[Pages as source code]
»»

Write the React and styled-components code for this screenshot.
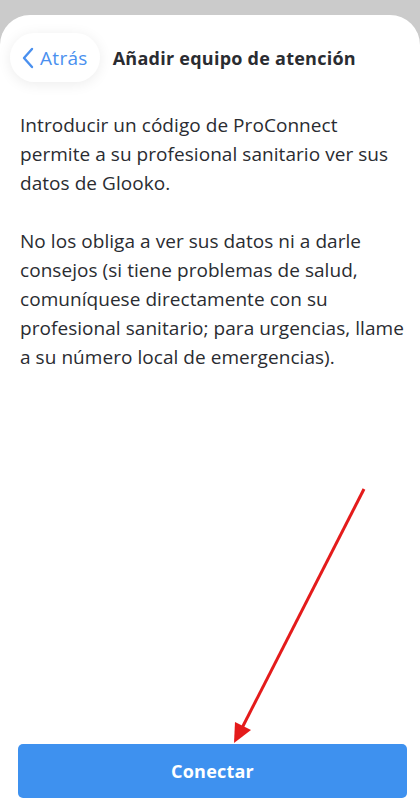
import React from "react";
import styled, { createGlobalStyle } from "styled-components";

const GlobalStyle = createGlobalStyle`
  html, body {
    margin: 0;
    padding: 0;
    background: #cbcbcb;
  }
  body {
    font-family: "Open Sans", "Noto Sans", "Liberation Sans", sans-serif;
  }
`;

const Screen = styled.div`
  width: 420px;
  height: 811px;
  padding-top: 15px;
  box-sizing: border-box;
  background: #cbcbcb;
  position: relative;
  overflow: hidden;
`;

const Sheet = styled.div`
  height: 796px;
  background: #fff;
  border-radius: 30px 30px 0 0;
  display: flex;
  flex-direction: column;
`;

const Header = styled.div`
  display: flex;
  align-items: center;
  gap: 13px;
  padding: 18px 10px 0;
`;

const BackPill = styled.button`
  display: flex;
  align-items: center;
  gap: 6px;
  height: 49px;
  padding: 0 12px 0 12px;
  border: none;
  border-radius: 25px;
  background: #fff;
  box-shadow: 0 2px 14px rgba(0, 0, 0, 0.08);
  color: #4a90ef;
  font-family: inherit;
  font-size: 19px;
  letter-spacing: 0.3px;
  cursor: pointer;
`;

const Title = styled.h1`
  margin: 0;
  font-size: 18px;
  font-weight: 700;
  letter-spacing: 0.25px;
  color: #2a2c31;
`;

const Body = styled.div`
  padding: 29px 20px 0;
  flex: 1;
`;

const Para = styled.p`
  margin: 0 0 29px;
  font-size: 19px;
  line-height: 29px;
  letter-spacing: 0.05px;
  color: #2a2c31;
`;

const Line = styled.span`
  display: block;
  white-space: nowrap;
`;

const Footer = styled.div`
  padding: 0 13px 13px 18px;
`;

const MainButton = styled.button`
  width: 100%;
  height: 54px;
  border: none;
  border-radius: 5px;
  background: #3e91ef;
  color: #fff;
  font-family: inherit;
  font-size: 18px;
  font-weight: 700;
  letter-spacing: 0.2px;
`;

const Overlay = styled.svg`
  position: absolute;
  left: 0;
  top: 0;
  pointer-events: none;
`;

const intro = [
  "Introducir un código de ProConnect",
  "permite a su profesional sanitario ver sus",
  "datos de Glooko.",
];

const notice = [
  "No los obliga a ver sus datos ni a darle",
  "consejos (si tiene problemas de salud,",
  "comuníquese directamente con su",
  "profesional sanitario; para urgencias, llame",
  "a su número local de emergencias).",
];

export default function App() {
  return (
    <>
      <GlobalStyle />
      <Screen>
        <Sheet>
          <Header>
            <BackPill>
              <svg width="12" height="22" viewBox="0 0 12 22">
                <path d="M10 2 L2 11 L10 20" fill="none" stroke="#4a90ef" strokeWidth="2.4" strokeLinecap="round" strokeLinejoin="round" />
              </svg>
              Atrás
            </BackPill>
            <Title>Añadir equipo de atención</Title>
          </Header>
          <Body>
            <Para>
              {intro.map((t) => (
                <Line key={t}>{t}</Line>
              ))}
            </Para>
            <Para>
              {notice.map((t) => (
                <Line key={t}>{t}</Line>
              ))}
            </Para>
          </Body>
          <Footer>
            <MainButton>Conectar</MainButton>
          </Footer>
        </Sheet>
        <Overlay width="420" height="811" viewBox="0 0 420 811">
          <line x1="364" y1="489" x2="242" y2="728" stroke="#e41b1b" strokeWidth="3" />
          <polygon points="234,743 235,722 251,730" fill="#e41b1b" />
        </Overlay>
      </Screen>
    </>
  );
}
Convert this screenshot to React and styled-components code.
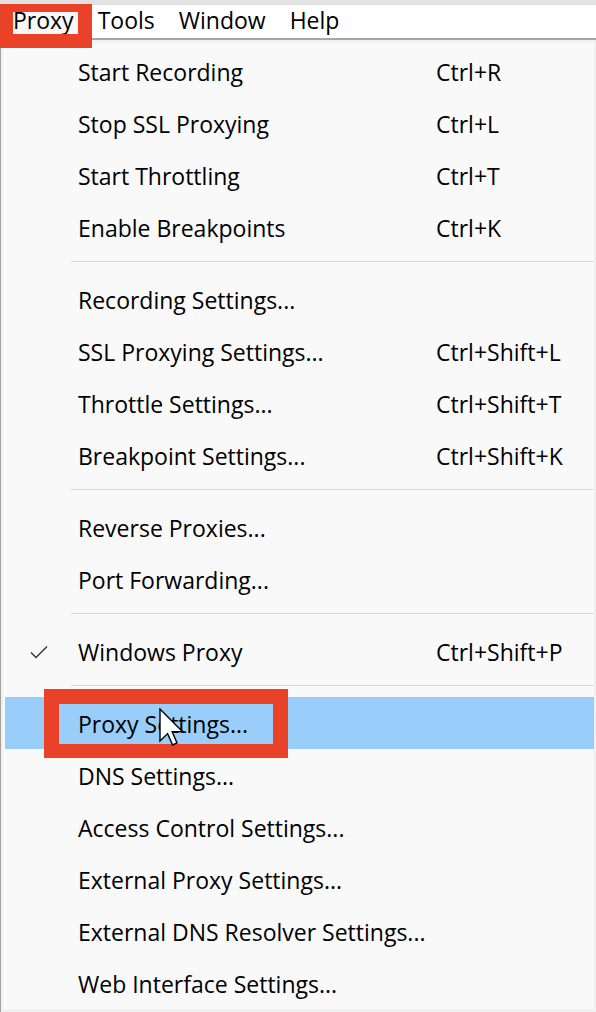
import React from "react";
import styled, { createGlobalStyle } from "styled-components";

const Global = createGlobalStyle`
  html, body { margin: 0; padding: 0; background: #f0f0f0; }
  body { font-family: "Open Sans", "Noto Sans", sans-serif; color: #000; }
  * { box-sizing: border-box; }
`;

const Page = styled.div`
  position: relative;
  width: 596px;
  height: 1012px;
  overflow: hidden;
  background: #f0f0f0;
`;

const MenuBar = styled.div`
  display: flex;
  align-items: center;
  height: 40px;
  padding-left: 1px;
  background: #fff;
  border-top: 5px solid #e2e2e2;
  border-bottom: 2px solid #a6a6a6;
`;

const BarItem = styled.div`
  height: 100%;
  display: flex;
  align-items: center;
  padding: 0 12px 4px;
  font-size: 23px;
  background: ${(p) => (p.$open ? "#f7f7f7" : "transparent")};
`;

const Frame = styled.div`
  border-left: 1px solid #a3a3a3;
  padding: 3px 2px 4px 2px;
  background: #f0f0f0;
`;

const Panel = styled.div`
  background: #f9f9f9;
  padding: 2px 0 0 2px;
  display: flex;
  flex-direction: column;
`;

const Item = styled.div`
  display: grid;
  grid-template-columns: 73px 358px 1fr;
  align-items: center;
  height: 52px;
  padding-top: 2px;
  font-size: 23px;
  background: ${(p) => (p.$active ? "#99cdfa" : "transparent")};
`;

const CheckCell = styled.div`
  display: flex;
  align-items: center;
  padding-left: 25px;
`;

const Label = styled.span`
  white-space: nowrap;
`;

const Shortcut = styled.span`
  white-space: nowrap;
`;

const Separator = styled.div`
  height: 20px;
  padding: 8px 0 0 66px;
  &::after {
    content: "";
    display: block;
    height: 1px;
    width: 522px;
    background: #d6d6d6;
  }
`;

const RedBox = styled.div`
  position: absolute;
  left: ${(p) => p.$x}px;
  top: ${(p) => p.$y}px;
  width: ${(p) => p.$w}px;
  height: ${(p) => p.$h}px;
  border-style: solid;
  border-color: #ea4129;
  border-width: ${(p) => p.$bw};
  pointer-events: none;
`;

const Cursor = styled.svg`
  position: absolute;
  left: 159px;
  top: 708px;
`;

const groups = [
  [
    ["Start Recording", "Ctrl+R"],
    ["Stop SSL Proxying", "Ctrl+L"],
    ["Start Throttling", "Ctrl+T"],
    ["Enable Breakpoints", "Ctrl+K"],
  ],
  [
    ["Recording Settings...", ""],
    ["SSL Proxying Settings...", "Ctrl+Shift+L"],
    ["Throttle Settings...", "Ctrl+Shift+T"],
    ["Breakpoint Settings...", "Ctrl+Shift+K"],
  ],
  [
    ["Reverse Proxies...", ""],
    ["Port Forwarding...", ""],
  ],
  [["Windows Proxy", "Ctrl+Shift+P", "check"]],
  [
    ["Proxy Settings...", "", "active"],
    ["DNS Settings...", ""],
    ["Access Control Settings...", ""],
    ["External Proxy Settings...", ""],
    ["External DNS Resolver Settings...", ""],
    ["Web Interface Settings...", ""],
  ],
];

const Check = () => (
  <svg width="18" height="14" viewBox="0 0 18 14">
    <path d="M1 7.5 L6 12.5 L17 1.5" fill="none" stroke="#333" strokeWidth="1.4" />
  </svg>
);

export default function App() {
  return (
    <Page>
      <Global />
      <MenuBar>
        <BarItem $open>Proxy</BarItem>
        <BarItem>Tools</BarItem>
        <BarItem>Window</BarItem>
        <BarItem>Help</BarItem>
      </MenuBar>
      <Frame>
        <Panel>
          {groups.map((g, gi) => (
            <React.Fragment key={gi}>
              {gi > 0 && <Separator />}
              {g.map(([label, sc, flag]) => (
                <Item key={label} $active={flag === "active"}>
                  <CheckCell>{flag === "check" && <Check />}</CheckCell>
                  <Label>{label}</Label>
                  <Shortcut>{sc}</Shortcut>
                </Item>
              ))}
            </React.Fragment>
          ))}
        </Panel>
      </Frame>
      <RedBox $x={0} $y={4} $w={92} $h={44} $bw="8px 14px 14px 13px" />
      <RedBox $x={44} $y={689} $w={244} $h={69} $bw="15px 15px 14px 15px" />
      <Cursor width="26" height="38" viewBox="0 0 13 19">
        <path
          d="M0.5 0.5 L0.5 16.5 L4.3 12.8 L6.8 18.5 L9 17.5 L6.6 11.9 L11.8 11.9 Z"
          fill="#fff"
          stroke="#000"
          strokeWidth="0.7"
          strokeLinejoin="miter"
        />
      </Cursor>
    </Page>
  );
}
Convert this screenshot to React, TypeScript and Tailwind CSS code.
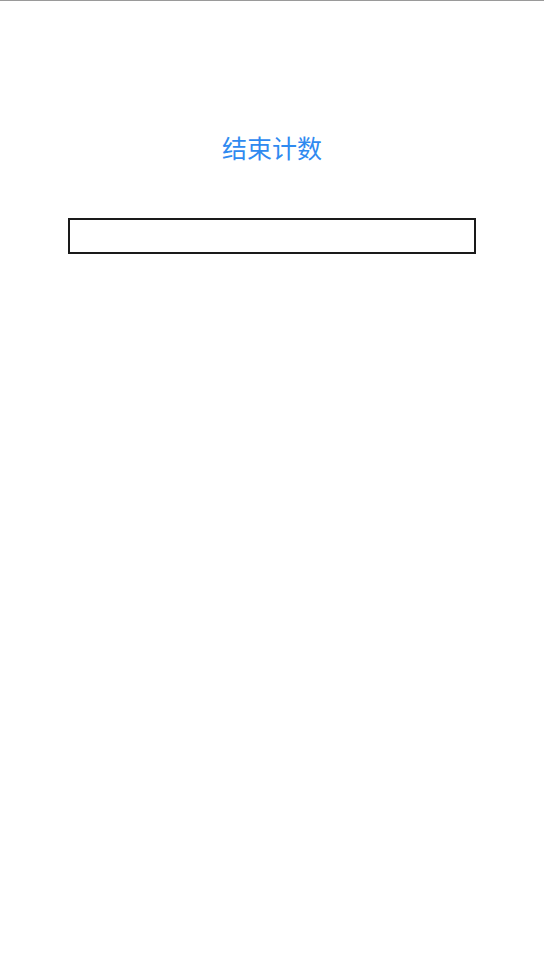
export default function App() {
  return (
    <div
      className="min-h-[966px] w-full bg-white border-t border-[#9a9a9a]"
      style={{ fontFamily: '"Noto Sans CJK SC", "Noto Sans", sans-serif' }}
    >
      <div className="pt-[126px] flex flex-col items-center">
        <h1 className="text-[25px] leading-[40px] text-[#2f8af0] font-normal">结束计数</h1>
        <div className="mt-[51px] w-[408px] h-[36px] border-2 border-[#1a1a1a]" />
      </div>
    </div>
  );
}
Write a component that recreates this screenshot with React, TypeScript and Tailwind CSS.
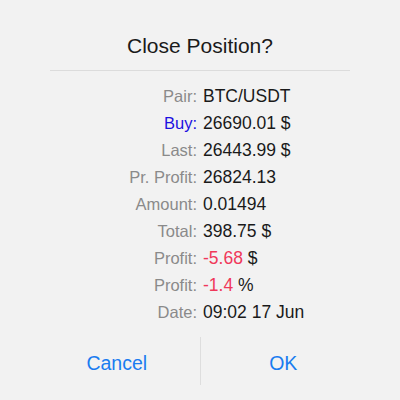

««

## Your instructions
Scan the lines for the string "Write". Copy out each line that matches.

## Final answer
Write the React and styled-components code for this screenshot.
Write a component that recreates this screenshot with React, TypeScript and Tailwind CSS.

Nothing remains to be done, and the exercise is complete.